Но с середины семидесятых мы, точнее те из нас, кто умел по-своему любоваться теми проявлениями жизни и культуры, которые мы совокупно определяли как «китч», вдруг стали смотреть телевизор. Это превратилось в род азартной деконструктивистской практики, хотя никаких таких слов мы еще слыхом не слыхивали. Мы резвились как могли. Мы включали одновременно «Би-би-си» в старенькой «Спидоле» и телевизор без звука и умирали со смеху, наблюдая, как диктор с партийно-хозяйственным варажением на лице рассказывал нам о том, что происходит, допустим, в Афганистане. Мы смотрели на дикторшу в белой блузке и сладострастно воображали себе, как она сейчас возьмет да и обложит вдруг уважаемых телезрителей качественными матюгами. Мы усаживались, наливали то, что было, и включали самую тупую кинокомедию, какая только обнаруживалась в программе. Главное было не в комедии. Главное было в наших комментариях. Мы были счастливы, потому что знали: врага можно превратить в друга, если ты наделен здоровым отношением к жизни и спасительной рефлексией.

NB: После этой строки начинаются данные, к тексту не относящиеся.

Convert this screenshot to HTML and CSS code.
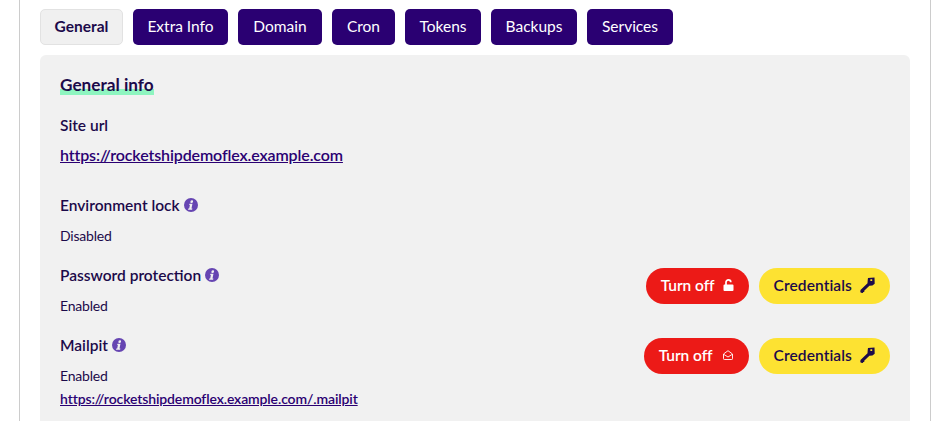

Но мы не подозревали тогда не только о суггестивной мощи этого ящика Пандоры, но и о его почти безграничных деструктивных возможностях. Мы не подозревали в какую зловонную, ядовитую, не совместимую с жизнью выгребную яму можно превратить медиапространство посредством бесконечного и бесконтрольного закачивания в него углеводородного бабла, мгновенно, усилиями готовых на все «потомков Левитана» превращающегося в хорошо известную всем субстанцию, которая на языке этих «потомков» называется, видимо, «креативностью» или еще как-нибудь в подобном роде.
Я, как и многие из нас, просто физически, в силу приобретенных еще в детстве гигиенических навыков, не могу даже близко приближаться к этой яме. Но есть люди, — и я их считаю настоящими культурными героями, — умеющие отважно, лишь зажав бельевой прищепкой нос, входить туда и возвращаться оттуда с яркими образцами обильных пропагандистских выделений.
От одного из них, кстати, я узнал в том числе и о «потомке Левитана». А иначе — как бы я об этом узнал. Так что спасибо ему.